Niki Marangu’nun, “Karşı Kıyıya Geçenler” adlı şiir kitabı okurların beğenisine sunuldu. Kitapta, ön kapak görseli olarak Marangu’nun kızı, ressam Katerina Attalidu’ya ait sulu boya resim kullanıldı. Attalidu, söz konusu resimde, annesi Niki Marangu’nun bahçesini ve oradan kopardığı çiçekleri resmetmiş. Vazodaki çiçeklerin yanı başındaysa, okuru bir güvercin selamlıyor.
Kitap iki bölümden oluşuyor. İlk bölümdeki şiirleri, İngilizce üzerinden Gürgenç Korkmazel; ikinci bölümdeki şiirleriyse, Yunanca asıllarından Ahmet Yıkık çevirdi. Kitapta, ayrıca, Korkmazel tarafından Niki Marangu’ya mektup mahiyetinde yazılan metinler de yer alıyor. 2013’te Mısır’da geçirdiği araba kazasında yaşamını yitiren Marangu’yla arasındaki dostluğu ve onun ölümünden duyduğu üzüntüyü dile getirdiği metinler bunlar. Ayrıca, Yıkık tarafından kaleme alınan eleştirel bir önsözle, kitabın yaşam bulma süreci okura aktarılıyor. Bu bağlamda, “Karşı Kıyıya Geçenler”, sıradan bir şiir kitabından öte bir işlev kazanıyor; şiirler ve düzyazıların birlikteliği, okura, varsıl bir yazın zevki vadediyor: Mektup, anı, eleştiri ve şiir ele ele tutuşuyor... Ancak, yapıtın en önemli özelliği, kuşkuşuz, Marangu’nun şiirlerinin Türkçe olarak ilk defa bir kitap(çık)ta dolaşıma çıkması. Kim bilir, bölünmüş adamızda, şiirin birleştirici sesine kulak vermek, barışa varmak için katedilmesi gereken yolu kısaltmaya katkı koyar belki. Edebiyatın temel işlevlerinden birinin, bu dünyada, türlü türlü sıkıntılardan bunalan insana umut aşılamak olduğunu unutmamak gerek...

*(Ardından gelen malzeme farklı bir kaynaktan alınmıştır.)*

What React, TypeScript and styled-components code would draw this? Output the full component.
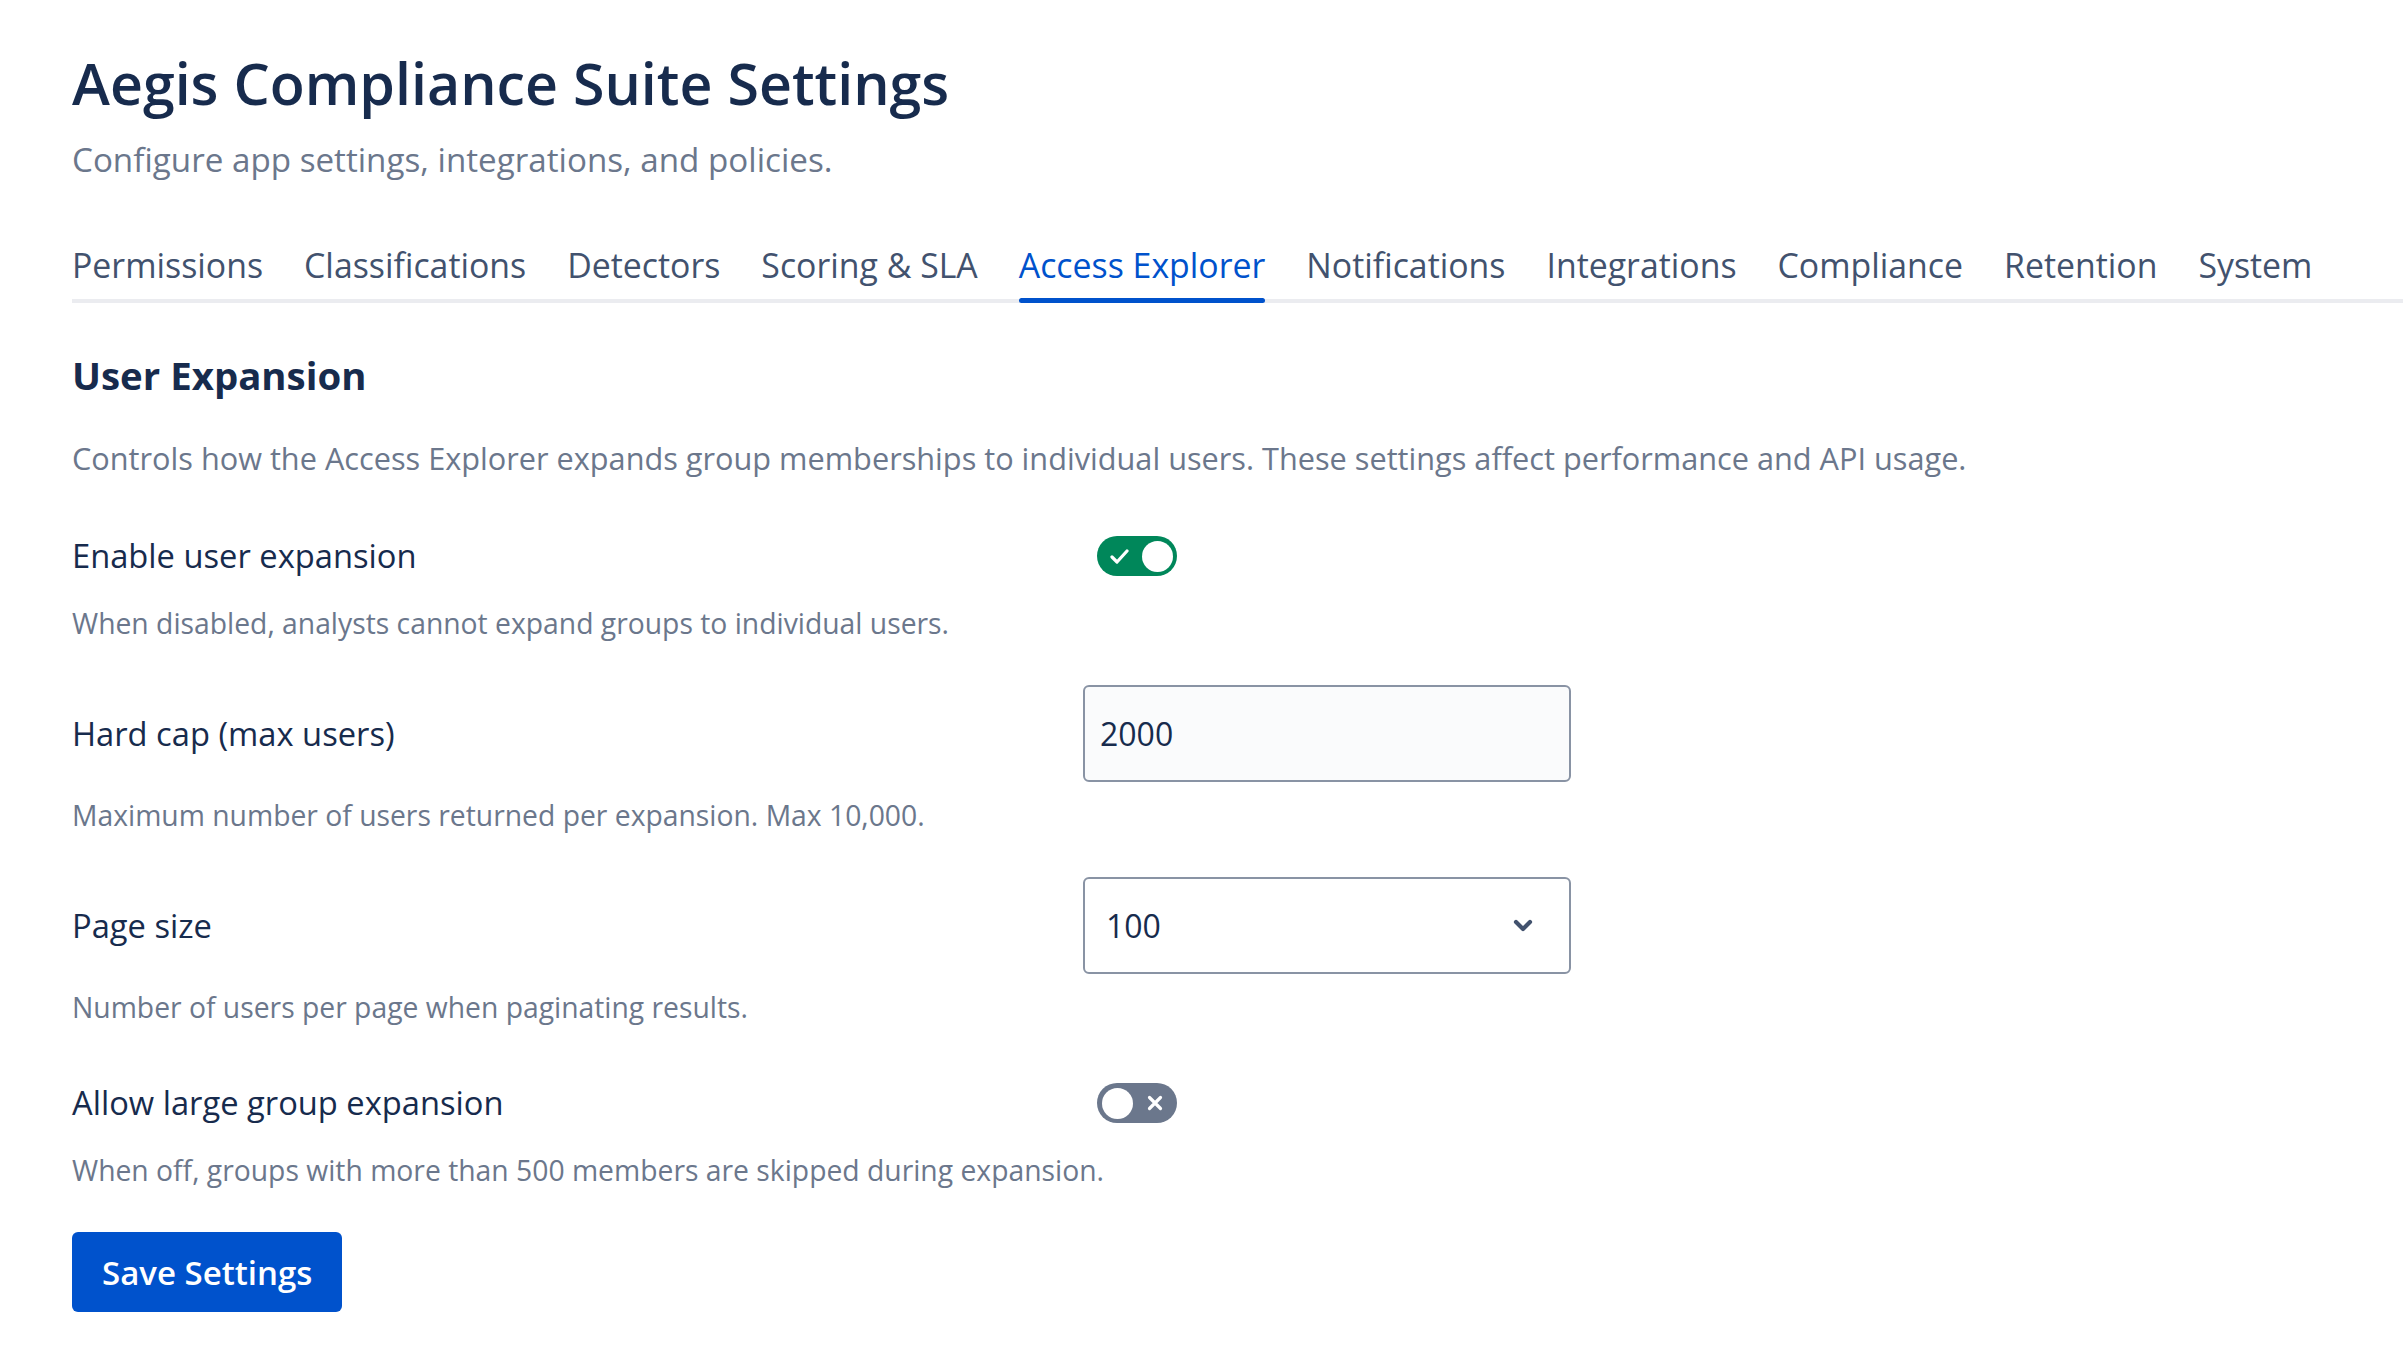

Korkmazel, kitapta Niki Marangu’yu şöyle anlatır: “Bu coğrafyadaki bütün çiçeklerin adını bilirdi Niki. Şiiri, buralarda yazılan ölüme en uzak şiirdi belki de. Batan güneşlerin, doğan dolunayların, eski ve otantik eşyaların, yeni keşiflerin peşinde koşardı. Gerçek bir şairin nasıl yaşaması gerekiyorsa öyle yaşadı Niki.
Gitti – şimdi ne olacak Lefkoşa’ya?”
Yıkık’sa, Marangu’nun poetikasını şu sözlerle betimler: “Başat güdüsü ‘merak ve hayret’ duygusundan beslenir Niki Marangu şiirlerindeki söyleyicinin. ‘Şimdi’ ile ‘geçmiş’ arasında kavisler çizerek yaşam yolculuğunu sürdürürken kaynağını umut ve yaşama coşkusundan alan ışığı izlemekten tarifsiz bir haz duyar ve bu hazzı okuyucuyla paylaşmak için can atar.”